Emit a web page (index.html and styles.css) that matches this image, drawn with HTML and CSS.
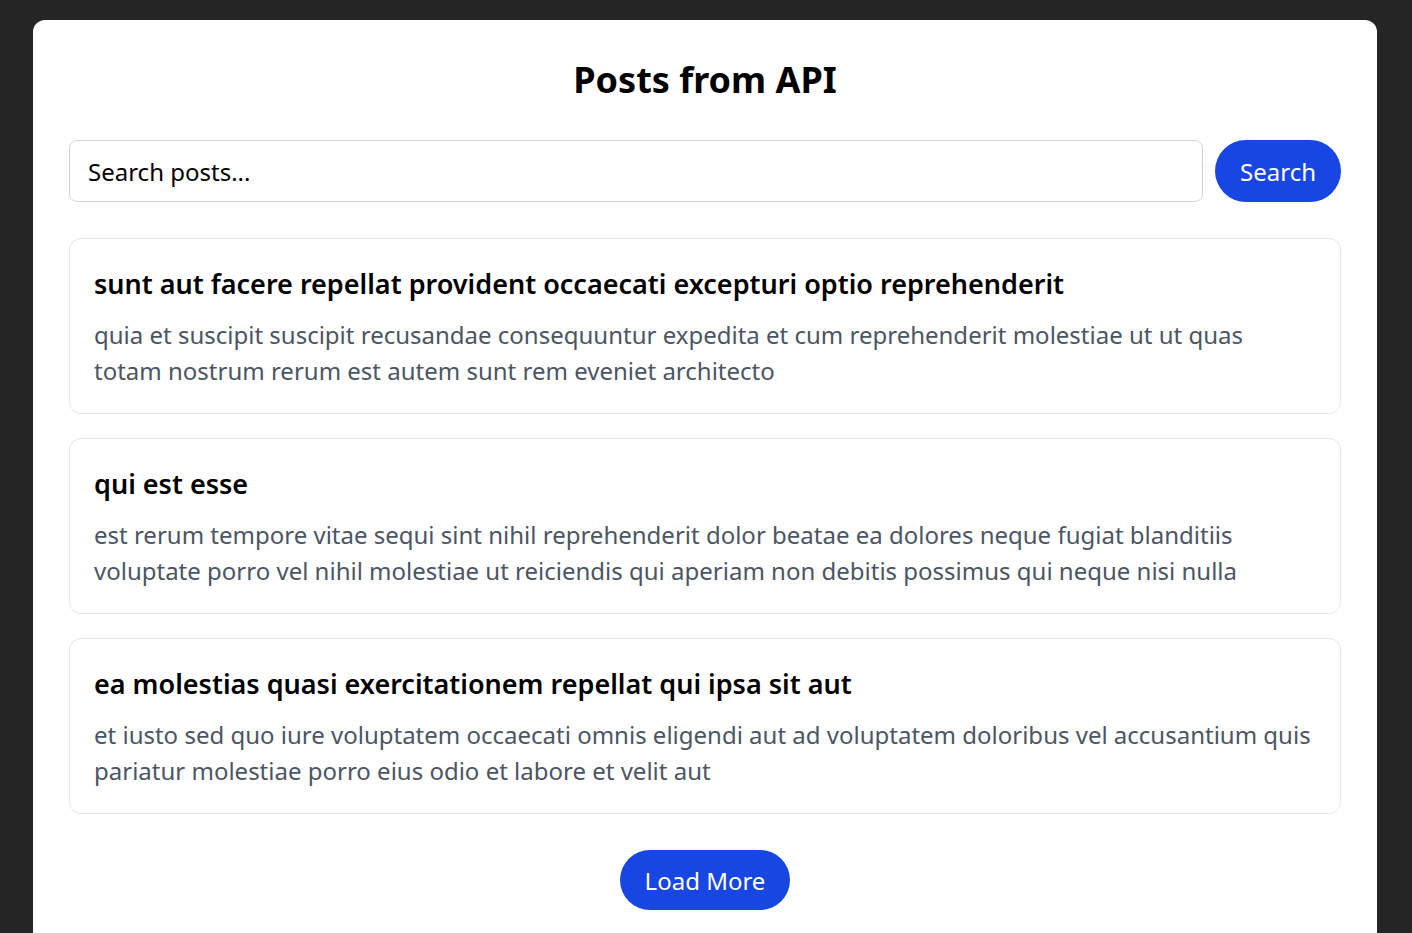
FILE: index.html
```html
<!DOCTYPE html>
<html lang="en">
<head>
<meta charset="utf-8">
<title>Posts from API</title>
<link rel="stylesheet" href="styles.css">
</head>
<body>
<main class="panel">
  <h1 class="title">Posts from API</h1>
  <form class="search-row" onsubmit="return false">
    <input class="search-input" type="text" placeholder="Search posts...">
    <button class="btn" type="submit">Search</button>
  </form>
  <section class="posts">
    <article class="post">
      <h2 class="post-title">sunt aut facere repellat provident occaecati excepturi optio reprehenderit</h2>
      <p class="post-body">quia et suscipit suscipit recusandae consequuntur expedita et cum reprehenderit molestiae ut ut quas totam nostrum rerum est autem sunt rem eveniet architecto</p>
    </article>
    <article class="post">
      <h2 class="post-title">qui est esse</h2>
      <p class="post-body">est rerum tempore vitae sequi sint nihil reprehenderit dolor beatae ea dolores neque fugiat blanditiis voluptate porro vel nihil molestiae ut reiciendis qui aperiam non debitis possimus qui neque nisi nulla</p>
    </article>
    <article class="post">
      <h2 class="post-title">ea molestias quasi exercitationem repellat qui ipsa sit aut</h2>
      <p class="post-body">et iusto sed quo iure voluptatem occaecati omnis eligendi aut ad voluptatem doloribus vel accusantium quis pariatur molestiae porro eius odio et labore et velit aut</p>
    </article>
  </section>
  <div class="more">
    <button class="btn btn-more" type="button">Load More</button>
  </div>
</main>
</body>
</html>
```

FILE: styles.css
```css
* { box-sizing: border-box; }
html, body { margin: 0; }
body {
  background: #252525;
  font-family: "Noto Sans", "Open Sans", sans-serif;
  color: #000;
  padding: 20px 35px 0 33px;
}
.panel {
  background: #fff;
  border-radius: 12px 12px 0 0;
  padding: 36px 36px 40px;
}
.title {
  margin: 0 0 36px;
  text-align: center;
  font-size: 36px;
  font-weight: 700;
  line-height: 48px;
}
.search-row {
  display: flex;
  gap: 12px;
  margin: 0 0 36px;
}
.search-input {
  flex: 1;
  height: 62px;
  padding: 0 18px;
  border: 1px solid #d1d5db;
  border-radius: 8px;
  font-family: inherit;
  font-size: 24px;
  color: #000;
  outline: none;
}
.search-input::placeholder { color: #000; opacity: 1; }
.btn {
  height: 62px;
  padding: 0 25px;
  border: none;
  border-radius: 9999px;
  background: #1746e3;
  color: #fff;
  font-family: inherit;
  font-size: 24px;
  cursor: pointer;
}
.posts {
  display: flex;
  flex-direction: column;
  gap: 24px;
}
.post {
  border: 1px solid #e5e7eb;
  border-radius: 12px;
  padding: 24px;
}
.post-title {
  margin: 0 0 12px;
  font-size: 27px;
  font-weight: 600;
  line-height: 42px;
}
.post-body {
  margin: 0;
  font-size: 24px;
  line-height: 36px;
  color: #4b5563;
}
.more {
  display: flex;
  justify-content: center;
  margin-top: 36px;
}
.btn-more { height: 60px; }
```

================

PROBLEM |
Transcribe all the data word for word; the images stay out.

EXPECTED ANSWER |
Emit a web page (index.html and styles.css) that matches this image, drawn with HTML and CSS.
FILE: index.html
```html
<!DOCTYPE html>
<html lang="en">
<head>
<meta charset="utf-8">
<title>Posts from API</title>
<link rel="stylesheet" href="styles.css">
</head>
<body>
<main class="panel">
  <h1 class="title">Posts from API</h1>
  <form class="search-row" onsubmit="return false">
    <input class="search-input" type="text" placeholder="Search posts...">
    <button class="btn" type="submit">Search</button>
  </form>
  <section class="posts">
    <article class="post">
      <h2 class="post-title">sunt aut facere repellat provident occaecati excepturi optio reprehenderit</h2>
      <p class="post-body">quia et suscipit suscipit recusandae consequuntur expedita et cum reprehenderit molestiae ut ut quas totam nostrum rerum est autem sunt rem eveniet architecto</p>
    </article>
    <article class="post">
      <h2 class="post-title">qui est esse</h2>
      <p class="post-body">est rerum tempore vitae sequi sint nihil reprehenderit dolor beatae ea dolores neque fugiat blanditiis voluptate porro vel nihil molestiae ut reiciendis qui aperiam non debitis possimus qui neque nisi nulla</p>
    </article>
    <article class="post">
      <h2 class="post-title">ea molestias quasi exercitationem repellat qui ipsa sit aut</h2>
      <p class="post-body">et iusto sed quo iure voluptatem occaecati omnis eligendi aut ad voluptatem doloribus vel accusantium quis pariatur molestiae porro eius odio et labore et velit aut</p>
    </article>
  </section>
  <div class="more">
    <button class="btn btn-more" type="button">Load More</button>
  </div>
</main>
</body>
</html>
```

FILE: styles.css
```css
* { box-sizing: border-box; }
html, body { margin: 0; }
body {
  background: #252525;
  font-family: "Noto Sans", "Open Sans", sans-serif;
  color: #000;
  padding: 20px 35px 0 33px;
}
.panel {
  background: #fff;
  border-radius: 12px 12px 0 0;
  padding: 36px 36px 40px;
}
.title {
  margin: 0 0 36px;
  text-align: center;
  font-size: 36px;
  font-weight: 700;
  line-height: 48px;
}
.search-row {
  display: flex;
  gap: 12px;
  margin: 0 0 36px;
}
.search-input {
  flex: 1;
  height: 62px;
  padding: 0 18px;
  border: 1px solid #d1d5db;
  border-radius: 8px;
  font-family: inherit;
  font-size: 24px;
  color: #000;
  outline: none;
}
.search-input::placeholder { color: #000; opacity: 1; }
.btn {
  height: 62px;
  padding: 0 25px;
  border: none;
  border-radius: 9999px;
  background: #1746e3;
  color: #fff;
  font-family: inherit;
  font-size: 24px;
  cursor: pointer;
}
.posts {
  display: flex;
  flex-direction: column;
  gap: 24px;
}
.post {
  border: 1px solid #e5e7eb;
  border-radius: 12px;
  padding: 24px;
}
.post-title {
  margin: 0 0 12px;
  font-size: 27px;
  font-weight: 600;
  line-height: 42px;
}
.post-body {
  margin: 0;
  font-size: 24px;
  line-height: 36px;
  color: #4b5563;
}
.more {
  display: flex;
  justify-content: center;
  margin-top: 36px;
}
.btn-more { height: 60px; }
```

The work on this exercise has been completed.